Being raised Christian, and having long left behind the dogma and fundamentalism of that particular philosophy, I have spent much time trying to figure out my own beliefs.
For a while I decided that Christianity and religion were inherently destructive and useless, before I came to terms with, and found meaning in, the pain it caused me. Its a strange thing finding meaning and truth in something that hurt you – I feel that although religion gave me a lot of issues and hang-ups and confusion, it also gave me a certain philosophic and spiritual structure which I would not sacrifice.
I then settled on the perspective of ‘each to his or her own’; if Christ compensates you for some sort of psychological need – a comfort blanket or sense of wonder for example – then so be it. Perhaps it is useful. ?
Recently, though, I’ve come across a book called “Answer To Job” by the extremely influential 20th century psychologist Carl Jung. In this book he explores God as an evolving moral personality who, in the Old Testament, is largely unconscious of himself and acts without self-examination. Jung argues that although he was omniscient, he rarely consulted this supreme knowledge as he was incapable of self reflection. Hence the contradiction in the Bible of him being omniscient yet constantly surprised by humanity’s disobedience. Jung then goes on to argue that eventually, the need arose for God to be self reflective, hence bringing himself into the world as a human – Christ.
This is a ridiculously short summary; if you’re interested, go read the book. It is much more profound than anything I could write in a blog.

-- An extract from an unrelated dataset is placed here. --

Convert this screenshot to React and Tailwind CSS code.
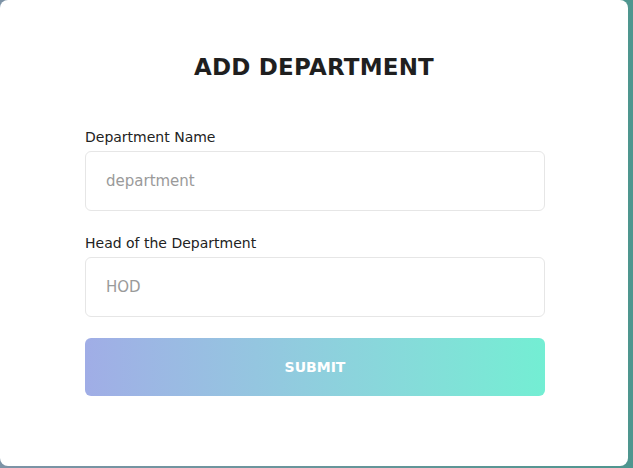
import React from 'react';

const font = { fontFamily: '"DejaVu Sans", "Liberation Sans", sans-serif' };

const Field = ({ label, placeholder }) => (
    <div className="flex flex-col">
        <label className="text-[14px] text-[#222] leading-[20px] mb-[4px]">{label}</label>
        <input
            type="text"
            placeholder={placeholder}
            className="h-[60px] w-full rounded-[6px] border border-[#e6e6e6] px-[20px] text-[15px] text-[#333] placeholder:text-[#9a9a9a] outline-none"
        />
    </div>
);

export default function App() {
    return (
        <div className="w-[633px] h-[468px] overflow-hidden bg-gradient-to-r from-[#7d93a6] to-[#4e968f]" style={font}>
            <div className="w-[628px] h-[466px] bg-white rounded-[8px] flex flex-col items-center pt-[52px]">
                <h2 className="text-[23px] font-bold text-[#1f1f1f] leading-[30px] tracking-[0.2px]">ADD DEPARTMENT</h2>

                <form className="w-[460px] self-start ml-[85px] mt-[45px] flex flex-col" onSubmit={e => e.preventDefault()}>
                    <Field label="Department Name" placeholder="department" />
                    <div className="h-[22px]" />
                    <Field label="Head of the Department" placeholder="HOD" />
                    <button
                        type="submit"
                        className="mt-[21px] h-[58px] w-full rounded-[6px] bg-gradient-to-r from-[#a0ade6] to-[#73eed3] text-white text-[14px] font-bold"
                    >
                        SUBMIT
                    </button>
                </form>
            </div>
        </div>
    );
}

The point I’m trying to make is that, I can feel my philosophy on religion shifting yet again. This is a new perspective, one I’ve never come across, which posits God as a culturally psychological necessity. Is God necessary for humanity? I’m starting to wonder if he is…
Anyway,
Below is an excerpt from another of Jung’s books, “Memories, Dreams, Reflections”. It puts into words an intuition that I’ve never been able to shake, despite trying to mire myself in rational thinking… I just can’t help being an agnostic.
“If the Creator were conscious of Himself, He would not need conscious creatures; nor is it probable that the extremely indirect methods of creation, which squander millions of years upon the development of countless species and creatures, are the outcome of purposeful intention.
Natural history tells us of a haphazard and casual transformation of species over hundreds of millions of years of devouring and being devoured. The biological and political history of man is an elaborate repetition of the same thing.
But the history of the mind offers a different picture. Here the miracle of reflecting consciousness intervenes — the second cosmogony [ed. note: what Teilhard de Chardin called the origin of the “noosphere,” the layer of “mind”]. The importance of consciousness is so great that one cannot help suspecting the element of meaning to be concealed somewhere within all the monstrous, apparently senseless biological turmoil, and that the road to its manifestation was ultimately found on the level of warm-blooded vertebrates possessed of a differentiated brain — found as if by chance, unintended and unforeseen, and yet somehow sensed, felt and groped for out of some dark urge.”